Doch auch der französische Draufgänger wie Louis Burton musste erkennen, dass sich bei der Vendée Globe in Augenblicken manchmal der Lohn von Monaten verspielen lässt. Fünf Sekunden war er beim Start im November zu früh losgestürmt. Fünf Stunden musste er zur Strafe im Atlantik dümpeln, nach schweren Schäden und Reparaturen lag er zwischendurch schon 930 Seemeilen hinter der Spitze. Doch auf einem brutalen Kurs an der Grenze zum Eismeer presste er seinem Boot alles ab. "Es ist ruiniert", gestand Burton, 35, nach der Ankunft, "ich hab es wirklich bis ans Maximum getrieben." Am Ende fehlten ihm vier Stunden und neun Minuten auf Dalin, im Ziel war er beseelt von seinem Abenteuer nach einem saftigen Steak und trockenem Rotwein. Den letzten Schluck Regenwasser hatte er schon aufgebraucht: "Es war wirklich höchste Zeit, dass ich angekommen bin", sagte Burton im Hafen.
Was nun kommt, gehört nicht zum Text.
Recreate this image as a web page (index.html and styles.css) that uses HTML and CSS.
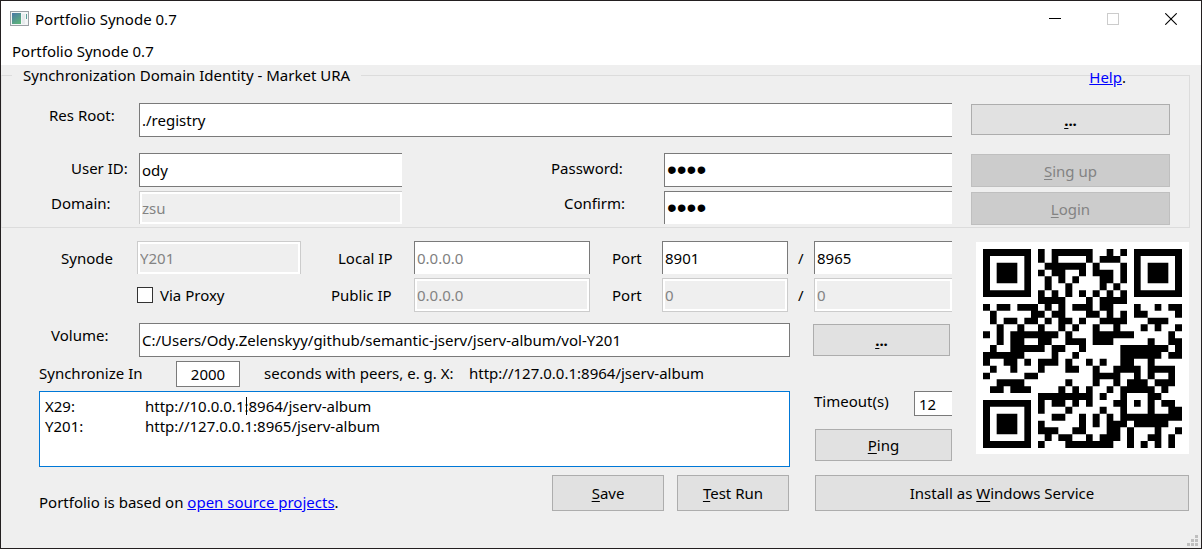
FILE: index.html
```html
<!DOCTYPE html>
<html lang="en">
<head>
<meta charset="utf-8">
<title>Portfolio Synode 0.7</title>
<link rel="stylesheet" href="styles.css">
</head>
<body>
<div class="window">
  <header class="titlebar">
    <svg class="app-icon" viewBox="0 0 19 16" aria-hidden="true">
      <defs>
        <linearGradient id="pane" x1="0" y1="0" x2="0.6" y2="1"><stop offset="0" stop-color="#4a78a8"/><stop offset="1" stop-color="#5cb07c"/></linearGradient>
      </defs>
      <rect x="0.5" y="0.5" width="18" height="14" fill="#f4f6f7" stroke="#9aa0a5"/>
      <rect x="2" y="2" width="9" height="11" fill="url(#pane)"/>
      <rect x="12" y="3" width="3" height="10" fill="#e6eaec"/>
      <rect x="16" y="3" width="1" height="5" fill="#5a9e98"/>
    </svg>
    <h1 class="title">Portfolio Synode 0.7</h1>
    <button class="sys" type="button" aria-label="Minimize"><svg viewBox="0 0 12 12"><path d="M0 5.5H12" stroke="#000"/></svg></button>
    <button class="sys" type="button" aria-label="Maximize" disabled><svg viewBox="0 0 12 12"><rect x="0.5" y="0.5" width="11" height="11" fill="none" stroke="#ccc"/></svg></button>
    <button class="sys" type="button" aria-label="Close"><svg viewBox="0 0 12 12"><path d="M0.3 0.3L11.7 11.7M11.7 0.3L0.3 11.7" stroke="#000" stroke-width="1.1"/></svg></button>
  </header>
  <nav class="menubar">Portfolio Synode 0.7</nav>

  <main class="content">
    <fieldset class="identity">
      <legend>Synchronization Domain Identity - Market URA</legend>
      <div class="help"><a href="#help">Help</a>.</div>
      <div class="identity-grid">
        <label class="lbl in-root" for="root">Res Root:</label>
        <input class="field cut wide" id="root" type="text" value="./registry">
        <button class="btn root-btn" type="button"><b><u>.</u>..</b></button>

        <label class="lbl low in-user" for="user">User ID:</label>
        <input class="field cut" id="user" type="text" value="ody">
        <label class="lbl low in-pswd" for="pswd">Password:</label>
        <input class="field cut secret" id="pswd" type="password" value="1234">
        <button class="btn side-btn" type="button" disabled><u>S</u>ing up</button>

        <label class="lbl in-domain last" for="domain">Domain:</label>
        <input class="field cut clipped last" id="domain" type="text" value="zsu" disabled>
        <label class="lbl in-confirm last" for="confirm">Confirm:</label>
        <input class="field cut clipped secret last" id="confirm" type="password" value="1234">
        <button class="btn side-btn login-btn" type="button" disabled><u>L</u>ogin</button>
      </div>
    </fieldset>

    <div class="service">
      <div class="config">
        <div class="network">
          <label class="in-synode" for="synode">Synode</label>
          <input class="field clipped" id="synode" type="text" value="Y201" disabled>
          <label class="in-local" for="local">Local IP</label>
          <input class="field clipped" id="local" type="text" placeholder="0.0.0.0">
          <label class="in-port" for="port">Port</label>
          <input class="field clipped" id="port" type="text" value="8901">
          <label class="in-slash" for="webport">/</label>
          <input class="field cut clipped" id="webport" type="text" value="8965">

          <label class="proxy"><input type="checkbox" class="tick">Via Proxy</label>
          <label class="in-public" for="public">Public IP</label>
          <input class="field" id="public" type="text" value="0.0.0.0" disabled>
          <label class="in-port" for="pubport">Port</label>
          <input class="field" id="pubport" type="text" value="0" disabled>
          <label class="in-slash" for="pubwebport">/</label>
          <input class="field cut" id="pubwebport" type="text" value="0" disabled>
        </div>

        <div class="peers">
          <div class="peers-main">
            <div class="volume">
              <label class="lbl in-volume" for="volume">Volume:</label>
              <input class="field" id="volume" type="text" value="C:/Users/Ody.Zelenskyy/github/semantic-jserv/jserv-album/vol-Y201">
            </div>
            <div class="sync">
              <label class="sync-label" for="seconds">Synchronize In</label>
              <input class="field seconds" id="seconds" type="text" value="2000">
              <span class="hint">seconds with peers, e. g. X:</span>
              <span class="sample">http://127.0.0.1:8964/jserv-album</span>
            </div>
            <div class="list">
              <textarea class="peer-list" aria-label="Peers" spellcheck="false">X29:&#9;http://10.0.0.1:8964/jserv-album
Y201:&#9;http://127.0.0.1:8965/jserv-album</textarea>
              <span class="caret" aria-hidden="true"></span>
            </div>
          </div>
          <div class="peers-side">
            <button class="btn browse" type="button"><b><u>.</u>..</b></button>
            <div class="timeout">
              <label for="timeout">Timeout(s)</label>
              <input class="field cut" id="timeout" type="text" value="12">
            </div>
            <button class="btn ping" type="button"><u>P</u>ing</button>
          </div>
        </div>
      </div>
      <svg class="qr" id="qr" viewBox="0 0 213 212" role="img" aria-label="QR code"><rect width="213" height="212" fill="#fff"/></svg>
    </div>

    <footer class="actions">
      <p class="credit">Portfolio is based on <a href="#projects">open source projects</a>.</p>
      <button class="btn act" type="button"><u>S</u>ave</button>
      <button class="btn act" type="button"><u>T</u>est Run</button>
      <button class="btn install" type="button">Install as <u>W</u>indows Service</button>
    </footer>
  </main>
  <svg class="grip" viewBox="0 0 11 11" aria-hidden="true"><path fill="#bfbfbf" d="M8 0h3v3h-3zM8 4h3v3h-3zM8 8h3v3h-3zM4 4h3v3h-3zM4 8h3v3h-3zM0 8h3v3h-3z"/></svg>
</div>
<script src="qr.js"></script>
</body>
</html>
```

FILE: styles.css
```css
* { box-sizing: border-box; }

body {
  margin: 0;
  background: #efefef;
  color: #000;
  font: 15px/20px "Noto Sans", "Open Sans", sans-serif;
}

input, button, textarea { font: inherit; color: inherit; margin: 0; border-radius: 0; }
a { color: #00f; }
u { text-underline-offset: 2px; }

.window {
  position: relative;
  display: flex;
  flex-direction: column;
  min-height: 100vh;
  border: 1px solid #231f20;
}

.titlebar {
  display: flex;
  align-items: center;
  height: 35px;
  padding: 0 1px 0 9px;
  background: #fff;
}
.app-icon { width: 19px; height: 16px; }
.title { flex: 1; margin: 0 0 0 6px; font-size: 15px; font-weight: 400; }
.sys { width: 58px; height: 34px; padding: 0; border: 0; background: none; }
.sys svg { display: block; width: 12px; height: 12px; margin: auto; }

.menubar { height: 29px; padding: 5px 11px; background: #fff; }

.identity {
  position: relative;
  margin: 0 11px 0 0;
  padding: 18px 19px 3px 1px;
  border: 1px solid #dcdcdc;
  border-left-color: #e6e6e6;
  min-width: 0;
}
.identity legend { margin-left: 9px; padding: 0 11px; }
.help { position: absolute; top: -18px; right: 63px; }

.identity-grid {
  display: grid;
  grid-template-columns: 136px 263fr 262px 288fr 218px;
  grid-template-rows: 34px 34px 37px;
  row-gap: 16px;
  margin-bottom: -16px;
}
.last, .login-btn { margin-top: -12px; margin-bottom: 16px; }
.wide { grid-column: 2 / 5; }

.lbl { line-height: 24px; white-space: nowrap; }
.low { line-height: 30px; }
.in-root { padding-left: 46px; }
.in-user { padding-left: 68px; }
.in-domain { padding-left: 48px; }
.in-pswd { padding-left: 149px; }
.in-confirm { padding-left: 162px; }

.field {
  width: 100%;
  min-width: 0;
  height: 100%;
  padding: 0 2px;
  border: 1px solid #7a7a7a;
  background: #fff;
  outline: 0;
}
.field.last { height: 33px; }
.field::placeholder { color: #7f7f7f; opacity: 1; }
.field:disabled {
  border-color: #ccc;
  background: #efefef;
  box-shadow: inset 0 0 0 2px #fff;
  color: #838383;
}
.cut { border-right: 0; }
.clipped { border-bottom: 0; }
.secret { font-family: "Liberation Sans", sans-serif; font-size: 28px; }

.btn {
  padding: 0;
  border: 1px solid #adadad;
  background: #e1e1e1;
  text-align: center;
}
.btn:disabled { border-color: #bfbfbf; background: #ccc; color: #838383; }
.root-btn { height: 31px; margin: 1px 0 0 19px; }
.side-btn { height: 33px; margin: 1px 0 0 19px; }
.login-btn { margin-top: -11px; }

.service { display: flex; align-items: flex-start; gap: 24px; padding: 13px 12px 0 0; }
.config { flex: 1; min-width: 0; }
.qr { flex: none; width: 213px; height: 212px; margin-top: 1px; }

.network {
  display: grid;
  grid-template-columns: 136px 164fr 113px 176fr 72px 126fr 26px 138fr;
  grid-template-rows: 33px 34px;
  row-gap: 4px;
  align-items: center;
  line-height: 18px;
  white-space: nowrap;
}
.in-synode { padding-left: 60px; }
.in-local { padding-left: 37px; }
.in-public { padding-left: 30px; }
.in-port { padding-left: 22px; }
.in-slash { padding-left: 10px; }
.proxy { grid-column: 2; display: flex; align-items: center; gap: 7px; }
.tick {
  appearance: none;
  flex: none;
  width: 16px;
  height: 16px;
  border: 1px solid #333;
  background: #fff;
}

.peers { display: flex; margin-top: 11px; }
.peers-main { flex: 1; min-width: 0; }
.peers-side { flex: none; width: 162px; }

.volume { display: flex; height: 34px; }
.in-volume { flex: none; width: 138px; padding-left: 50px; }
.sync { display: flex; margin: 4px 0 4px 38px; white-space: nowrap; line-height: 24px; }
.sync-label { width: 137px; }
.seconds { width: 64px; height: 26px; text-align: center; }
.hint { width: 205px; margin-left: 24px; }

.list { position: relative; margin-left: 38px; }
.peer-list {
  display: block;
  width: 100%;
  height: 76px;
  padding: 4px 5px;
  border: 1px solid #0078d7;
  background: #fff;
  outline: 0;
  resize: none;
  tab-size: 100px;
}
.caret { position: absolute; top: 6px; left: 207px; width: 1px; height: 18px; background: #000; }

.browse { display: block; width: 137px; height: 32px; margin: 1px 0 0 23px; }
.timeout { display: flex; justify-content: space-between; height: 25px; margin: 35px 0 13px 24px; }
.timeout .field { width: 38px; padding-left: 4px; }
.ping { display: block; width: 137px; height: 32px; margin-left: 25px; }

.actions { display: flex; gap: 13px; padding: 8px 12px 0 38px; }
.actions .btn { height: 36px; }
.credit { flex: 1; margin: 17px 0 0; white-space: nowrap; }
.act { width: 112px; }
.install { width: 374px; margin-left: 13px; }

.grip { position: absolute; right: 3px; bottom: 2px; width: 11px; height: 11px; }
```

FILE: qr.js
```js
const rows = [
  "11111110101111110010101111111",
  "10000010101000010111001000001",
  "10111010011111101000101011101",
  "10111010101100101110101011101",
  "10111010010101000110101011101",
  "10000010010010000101001000001",
  "11111110101010101010101111111",
  "00000000111100010111100000000",
  "10110111010101110110001001011",
  "01000001101100011010101100001",
  "01011011010110100111100011100",
  "00100100100101001001000101001",
  "10101111111010001111110000010",
  "00101100110011101110000010011",
  "01001111101100100000111111101",
  "11111100001001000000111111011",
  "10011010111010010100110010000",
  "01001000100011001001111011110",
  "10000011000000001111001010010",
  "00111100000010001001011101110",
  "01101110000101010010111110100",
  "00000000111111110100100011000",
  "11111110101101010001101010110",
  "10000010100010000100100010011",
  "10111010001100101010111111111",
  "10111010100000101011101111100",
  "10111010111001100011010001001",
  "10000010010110010111010011010",
  "11111110100011111110010101010"
];

const size = 199 / rows.length;
const at = n => Math.round((7 + n * size) * 3) / 3;
let d = "";
rows.forEach((row, y) => {
  for (const run of row.matchAll(/1+/g)) {
    const left = at(run.index);
    const right = at(run.index + run[0].length);
    d += `M${left} ${at(y)}H${right}V${at(y + 1)}H${left}Z`;
  }
});
const path = document.createElementNS("http://www.w3.org/2000/svg", "path");
path.setAttribute("d", d);
document.getElementById("qr").append(path);
```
Segeln: Wieder vereint: Boris Herrmann mit seiner Frau Birte.

Wieder vereint: Boris Herrmann mit seiner Frau Birte.

(Foto: Yohan Bonnet/AP)

Doch nach monatelanger Entbehrung gab es einen tristen Empfang für die Segler, trotz des Festschmauses. Gewöhnlich drängen sich 400 000 Zuschauer, die Ankunft der Segler ist normalerweise eine Triumphfahrt im Schein der Feuer von Seenotfackeln, die von den erschöpften Seglern gezündet werden. Der Bürgermeister des Küstenstädtchens hatte einen verzweifelten Brief an Frankreichs Präsidenten Emmanuel Macron geschrieben, er flehte, wenigstens einige Zuschauer zu erlauben, um die Segler "in Würde" zu empfangen. Doch Macron machte keine Ausnahme.

Und so waren es diesmal nur die Familien und die Crew, die die Wagemutigen in den Arm nahmen nach den Monaten der Einsamkeit. Herrmanns Frau Birte wartete auf ihn, die mittlerweile sieben Monate alte Tochter Malou und Familienhund Lilly. Dann fiel Herrmann seinen Konkurrenten in die Arme. "Es ist ein großer Moment", fand er, "und die sind rar in diesen Zeiten."